Sunday, May 26, 2013

Pendleton--The Real West

After our tour of Hanford, we headed to Pendleton.  We have lived here for 20 years and have never visited Pendleton.  I was looking forward to seeing the home of the Pendleton Roundup.  That evening we went to Hamley's Steakhouse for dinner.  We were pleasantly surprised.  It was a relatively new restaurant built in 2006 but the Hamley name has been synonymous with Pendleton since 1883.  The family started out as saddle makers and had a Western store.  There is also a cafe in addition to the steakhouse and saloon.  Even though the steakhouse is a newly opened space, it is beautifully decorated in the style of the Old West.  And Bill was able to get his red meat fix.
Friday morning while Bill was doing some work.  I wandered around town taking pictures.  I did a little shopping at the Pendleton Woolen Mills and found the Roundup rodeo grounds.  Bill and I also took in the Umatilla County Historical Museum before we headed to our scheduled Underground Tour.
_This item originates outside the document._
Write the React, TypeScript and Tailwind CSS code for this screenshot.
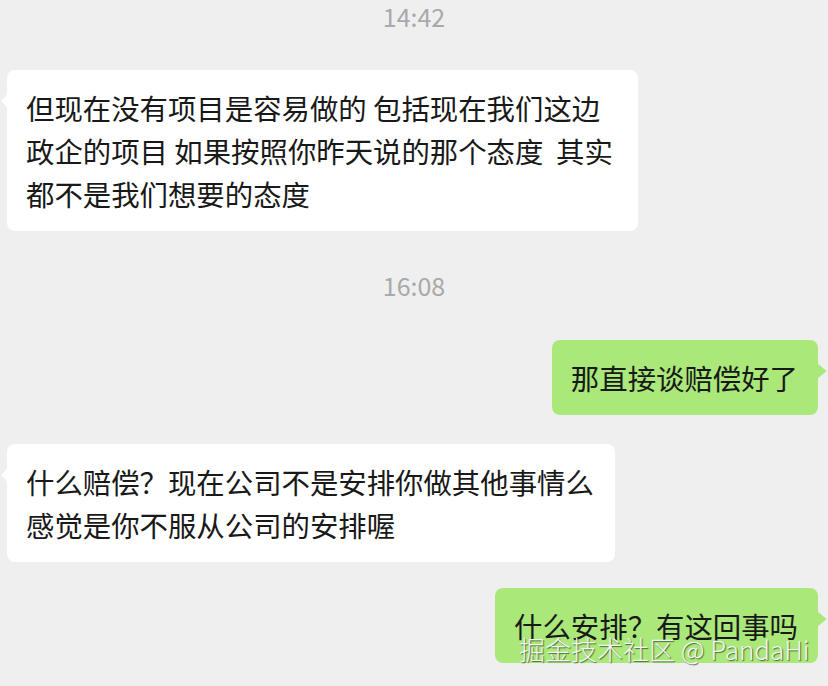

I've been on the Seattle Underground Tour and have been watching a lot of episodes of "Cities of the Underworld" so I was really looking forward to going on the tour.  As with any underground, there is a seedy history about it.  Chinese workers actually built the tunnels linking the basements to buildings all over the downtown.  There were some legitimate businesses.  An ice cream parlor made and stored its ice cream in the basement.  Empire Meat Co. had an ice water bath in the basement to keep its meat cold in the butchering process making them the most successful meat company in town because their meat lasted longer.  There was also a space that served as a shooting gallery at one time and then a pool hall and bowling alley.  But at various stages in history there were all kinds of illegal activities going on down there.  There were bars that took cowboys' gold as payment and there would be a little bit of over charging as the night went on.  The girls from the brothels would hang out in the bars as well.  During prohibition, there were speakeasies and illegal gambling rooms with secret passageways to escape when the police showed up.  And bootlegging whiskey. 
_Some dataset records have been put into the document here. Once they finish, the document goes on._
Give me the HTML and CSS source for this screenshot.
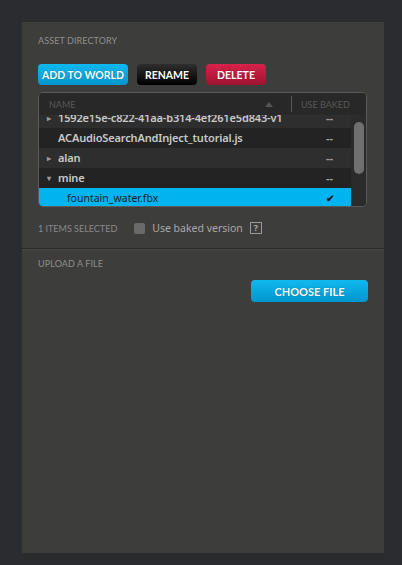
FILE: index.html
```html
<!DOCTYPE html>
<html>
<head>
<meta charset="utf-8">
<link rel="stylesheet" href="styles.css">
</head>
<body>
<div class="panel">
  <section class="sec sec-assets">
    <div class="label">Asset Directory</div>
    <div class="btns">
      <button class="btn btn-blue">Add to World</button>
      <button class="btn btn-black">Rename</button>
      <button class="btn btn-red">Delete</button>
    </div>
    <div class="table">
      <div class="thead">
        <div class="th th-name"><span>Name</span><span class="sort"></span></div>
        <div class="th th-baked">Use Baked</div>
      </div>
      <div class="tbody">
        <div class="rows">
          <div class="row r-a first"><span class="tri">&#9656;</span><span class="name">1592e15e-c822-41aa-b314-4ef261e5d843-v1</span><span class="baked">--</span></div>
          <div class="row r-b"><span class="tri"></span><span class="name">ACAudioSearchAndInject_tutorial.js</span><span class="baked">--</span></div>
          <div class="row r-a"><span class="tri">&#9656;</span><span class="name">alan</span><span class="baked">--</span></div>
          <div class="row r-b"><span class="tri">&#9662;</span><span class="name">mine</span><span class="baked">--</span></div>
          <div class="row sel"><span class="tri"></span><span class="name file">fountain_water.fbx</span><span class="baked check">&#10004;</span></div>
        </div>
        <div class="scroll"><div class="thumb"></div></div>
      </div>
    </div>
    <div class="status">
      <span class="count">1 Items Selected</span>
      <span class="cb"></span>
      <span class="cb-label">Use baked version</span>
      <span class="help">?</span>
    </div>
  </section>
  <section class="sec sec-upload">
    <div class="label">Upload a File</div>
    <div class="upload-row">
      <button class="btn btn-blue btn-choose">Choose File</button>
    </div>
  </section>
</div>
</body>
</html>
```
FILE: styles.css
```css
html, body { margin: 0; padding: 0; }
body {
  background: #2a2c30;
  width: 402px;
  height: 565px;
  overflow: hidden;
  font-family: "Lato", "Liberation Sans", sans-serif;
}
.panel {
  margin: 22px 0 0 22px;
  width: 362px;
  height: 531px;
  background: #3d3d3b;
  display: flex;
  flex-direction: column;
}
.sec { padding: 0 16px; }
.sec-assets { padding-top: 13px; padding-bottom: 13px; }
.label {
  font-size: 9px;
  line-height: 12px;
  text-transform: uppercase;
  color: #8f8f8f;
  letter-spacing: 0.1px;
}
.btns {
  display: flex;
  gap: 9px;
  margin-top: 17px;
}
.btn {
  border: none;
  border-radius: 4px;
  height: 21px;
  padding: 0;
  white-space: nowrap;
  font-family: "Lato", "Liberation Sans", sans-serif;
  font-weight: 700;
  font-size: 10.5px;
  text-transform: uppercase;
  color: #fff;
  text-shadow: 0 0 1px rgba(0,0,0,0.4);
}
.btn-blue { background: linear-gradient(#10b8f0, #0096cc); width: 90px; }
.btn-black { background: linear-gradient(#2e2e2e, #000); width: 60px; }
.btn-red { background: linear-gradient(#d8224a, #9e1330); width: 60px; }
.table {
  margin-top: 7px;
  width: 329px;
  height: 115px;
  border: 1px solid #5a5a5a;
  border-radius: 5px;
  background: #2b2b2b;
  overflow: hidden;
  display: flex;
  flex-direction: column;
  box-sizing: border-box;
}
.thead {
  display: flex;
  height: 22px;
  flex: none;
  background: #282828;
}
.th {
  font-size: 9px;
  text-transform: uppercase;
  color: #585858;
  display: flex;
  align-items: center;
}
.th-name { width: 252px; padding-left: 10px; justify-content: space-between; padding-right: 18px; box-sizing: border-box; }
.sort {
  width: 0; height: 0;
  border-left: 4px solid transparent;
  border-right: 4px solid transparent;
  border-bottom: 5px solid #555;
}
.th-baked { border-left: 1px solid #555; height: 16px; align-self: center; padding-left: 9px; flex: 1; }
.tbody { flex: 1; display: flex; min-height: 0; }
.rows { flex: 1; overflow: hidden; }
.row {
  height: 20px;
  display: flex;
  align-items: center;
  font-family: "Noto Sans", "Open Sans", sans-serif;
  font-weight: 600;
  font-size: 11px;
  letter-spacing: -0.15px;
  color: #c9c9c9;
  white-space: nowrap;
  line-height: 18px;
  padding-bottom: 1px;
  box-sizing: border-box;
}
.row.first { margin-top: -7px; }
.r-a { background: #2e2e2e; }
.r-b { background: #232323; }
.sel { background: #00b4ef; color: #1a1a1a; }
.tri { width: 19px; flex: none; padding-left: 8px; box-sizing: border-box; font-size: 8px; color: #9a9a9a; }
.name { flex: 1; overflow: hidden; min-width: 0; }
.name.file { font-weight: 400; padding-left: 9px; font-size: 10.5px; letter-spacing: 0; }
.baked { width: 39px; flex: none; text-align: center; color: #a0a0a0; font-size: 11px; font-weight: 700; letter-spacing: 0; padding-right: 2px; }
.check { color: #111; font-size: 10px; }
.scroll {
  width: 15px;
  flex: none;
  background: #2b2b2b;
}
.thumb {
  margin: 7px 0 0 3px;
  width: 10px;
  height: 52px;
  border-radius: 5px;
  background: #6f6f6f;
}
.status {
  display: flex;
  align-items: center;
  margin-top: 14px;
  height: 14px;
}
.count { font-size: 9px; text-transform: uppercase; color: #8a8a8a; }
.cb {
  width: 11px; height: 11px;
  border-radius: 2px;
  background: #6a6a6a;
  margin-left: 17px;
}
.cb-label { margin-left: 7px; font-family: "Noto Sans", sans-serif; font-size: 10.5px; color: #a8a8a8; }
.help {
  margin-left: 7px;
  width: 10px; height: 10px;
  border: 1px solid #9a9a9a;
  font-family: "Noto Sans", sans-serif;
  font-size: 9px;
  line-height: 10px;
  text-align: center;
  color: #aaa;
  font-weight: 700;
}
.sec-upload { border-top: 1px solid #2a2a2a; box-shadow: inset 0 1px 0 #474745; padding-top: 9px; }
.upload-row { display: flex; justify-content: flex-end; margin-top: 10px; }
.btn-choose { width: 117px; height: 22px; font-size: 11px; }
```
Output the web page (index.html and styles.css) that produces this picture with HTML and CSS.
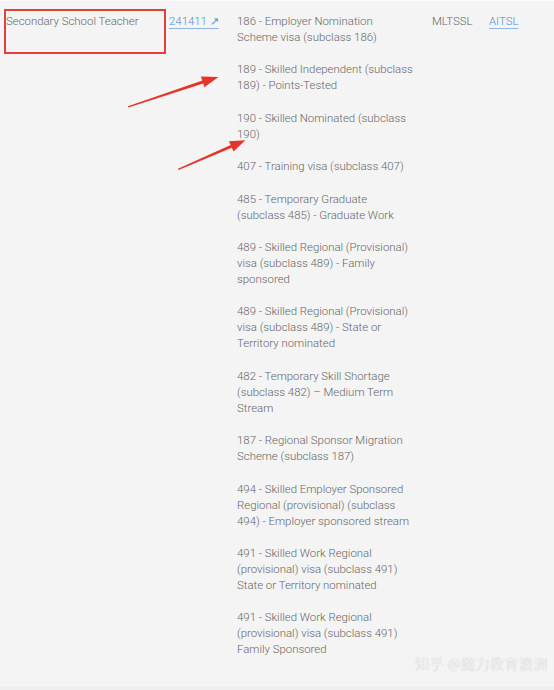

A big part of the underground involved the Chinese.  There was a group of about 90 Chinese workers that were basically indentured servants that built the tunnel system--partly so that they could move around town.  They were forced to live underground and there was a curfew at night that made it illegal to be above ground.  So they would use the tunnel system to get to where they needed to go at night.  There were also about a thousand Chinese workers in town at the time that they were building the railroad.  The Chinese that had paid for their own passage to America were able to live in homes above ground but at one point all their homes were burned to the ground.  The city did not allow them to rebuild as the property was pretty valuable by that time so they were forced to move to the Portland area.  Hop Sing had a laundry and bathhouse in the underground.  Near the Chinese worker living quarters was also a Chinese jail.  They Chinese dealt with their own prisoners.  And there was an opium den down there. 
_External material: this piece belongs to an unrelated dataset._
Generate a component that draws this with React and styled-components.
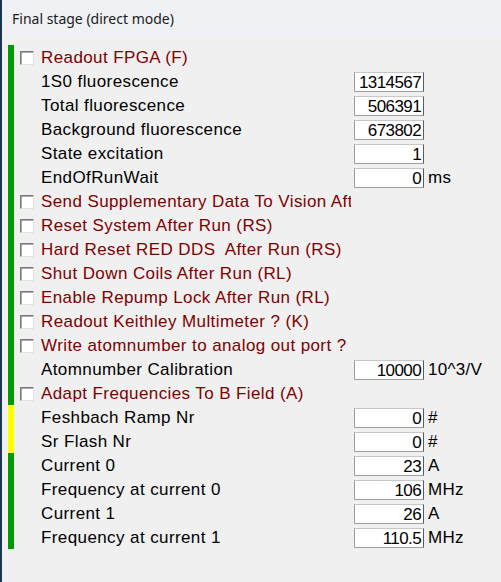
import React from 'react';
import styled, { createGlobalStyle } from 'styled-components';

const GlobalStyle = createGlobalStyle`
  html, body {
    margin: 0;
    padding: 0;
    background: #f0f0f0;
  }
`;

const rows = [
  { kind: 'check', label: 'Readout FPGA (F)' },
  { kind: 'field', label: '1S0 fluorescence', value: '1314567' },
  { kind: 'field', label: 'Total fluorescence', value: '506391' },
  { kind: 'field', label: 'Background fluorescence', value: '673802' },
  { kind: 'field', label: 'State excitation', value: '1' },
  { kind: 'field', label: 'EndOfRunWait', value: '0', unit: 'ms' },
  { kind: 'check', label: 'Send Supplementary Data To Vision After Run' },
  { kind: 'check', label: 'Reset System After Run (RS)' },
  { kind: 'check', label: 'Hard Reset RED DDS  After Run (RS)' },
  { kind: 'check', label: 'Shut Down Coils After Run (RL)' },
  { kind: 'check', label: 'Enable Repump Lock After Run (RL)' },
  { kind: 'check', label: 'Readout Keithley Multimeter ? (K)' },
  { kind: 'check', label: 'Write atomnumber to analog out port ?' },
  { kind: 'field', label: 'Atomnumber Calibration', value: '10000', unit: '10^3/V' },
  { kind: 'check', label: 'Adapt Frequencies To B Field (A)' },
  { kind: 'field', label: 'Feshbach Ramp Nr', value: '0', unit: '#', mark: '#ffff00' },
  { kind: 'field', label: 'Sr Flash Nr', value: '0', unit: '#', mark: '#ffff00' },
  { kind: 'field', label: 'Current 0', value: '23', unit: 'A' },
  { kind: 'field', label: 'Frequency at current 0', value: '106', unit: 'MHz' },
  { kind: 'field', label: 'Current 1', value: '26', unit: 'A' },
  { kind: 'field', label: 'Frequency at current 1', value: '110.5', unit: 'MHz' },
];

const App = () => (
  <>
    <GlobalStyle />
    <Window>
      <TitleBar>Final stage (direct mode)</TitleBar>
      <Panel>
        {rows.map((r, i) => (
          <Row key={i}>
            <Marker $color={r.mark || '#009a00'} />
            <CheckSlot>{r.kind === 'check' && <CheckBox />}</CheckSlot>
            <Label $option={r.kind === 'check'}>{r.label}</Label>
            {r.kind === 'field' && <Field>{r.value}</Field>}
            {r.unit && <Unit>{r.unit}</Unit>}
          </Row>
        ))}
      </Panel>
    </Window>
  </>
);

const Window = styled.div`
  width: 501px;
  height: 582px;
  box-sizing: border-box;
  border-left: 2px solid #1c3650;
  background: #f0f0f0;
  overflow: hidden;
`;

const TitleBar = styled.div`
  height: 36px;
  display: flex;
  align-items: center;
  padding-left: 10px;
  background: #eff1f4;
  color: #1b1b1b;
  font-family: "Noto Sans", "Open Sans", sans-serif;
  font-size: 14px;
`;

const Panel = styled.div`
  display: flex;
  flex-direction: column;
  padding: 9px 0 0 6px;
`;

const Row = styled.div`
  display: flex;
  align-items: center;
  height: 24px;
  padding-top: 1px;
  box-sizing: border-box;
  font-family: "Liberation Sans", Arial, sans-serif;
  font-size: 17px;
`;

const Marker = styled.div`
  width: 6px;
  align-self: stretch;
  margin-top: -1px;
  background: ${(p) => p.$color};
`;

const CheckSlot = styled.div`
  width: 14px;
  height: 14px;
  margin: 0 7px 0 6px;
`;

const CheckBox = styled.div`
  width: 14px;
  height: 14px;
  box-sizing: border-box;
  background: #fff;
  border: 1px solid;
  border-color: #7c7c7c #e2e2e2 #e2e2e2 #7c7c7c;
  box-shadow: inset 1px 1px 0 #a8a8a8;
`;

const Label = styled.div`
  width: 310px;
  margin-right: 3px;
  white-space: pre;
  overflow: hidden;
  letter-spacing: 0.4px;
  color: ${(p) => (p.$option ? '#800000' : '#000')};
`;

const Field = styled.div`
  width: 70px;
  height: 20px;
  box-sizing: border-box;
  background: #fff;
  border: 1px solid;
  border-color: #c8c8c8 #5a5a5a #a0a0a0 #9a9a9a;
  text-align: right;
  padding-right: 2px;
  line-height: 19px;
  letter-spacing: -0.6px;
  color: #000;
`;

const Unit = styled.div`
  margin-left: 4px;
  letter-spacing: 0.3px;
  color: #000;
`;

export default App;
The last part of the tour was seeing one of the 18 bordellos that existed in Pendleton.  We got to see the former Cozy Rooms.  It had a chapel for the girls to worship in because they were not welcome at the local churches.  We saw the parlor, madam's room, the working rooms and living quarters for the girls, and the secret passageways to get the prominent members of the community in and out of the building unseen.  The brothels officially existed until about 1953 when a Presbyterian minister blackmailed the city's prominent members to have them shutdown; however, the madam of the Cozy Rooms, Stella Darby, promptly moved around the corner and started Cozy Rooms 2.  It was open until 1967 when she decided to close for good.  Cozy Rooms 2 is now the Working Girls Hotel--also owned by the Pendleton Underground Tours company.  It was a very interesting tour for anyone who plans to travel to Pendleton.

1 comment:

  1. Looks like you had an awesome trip to Pendleton... glad to hear that you got back safely, and opted NOT to change careers! How fascinating all of this history is. I love the history of the West, with all of its colorful characters! Your photos and layouts are awesome!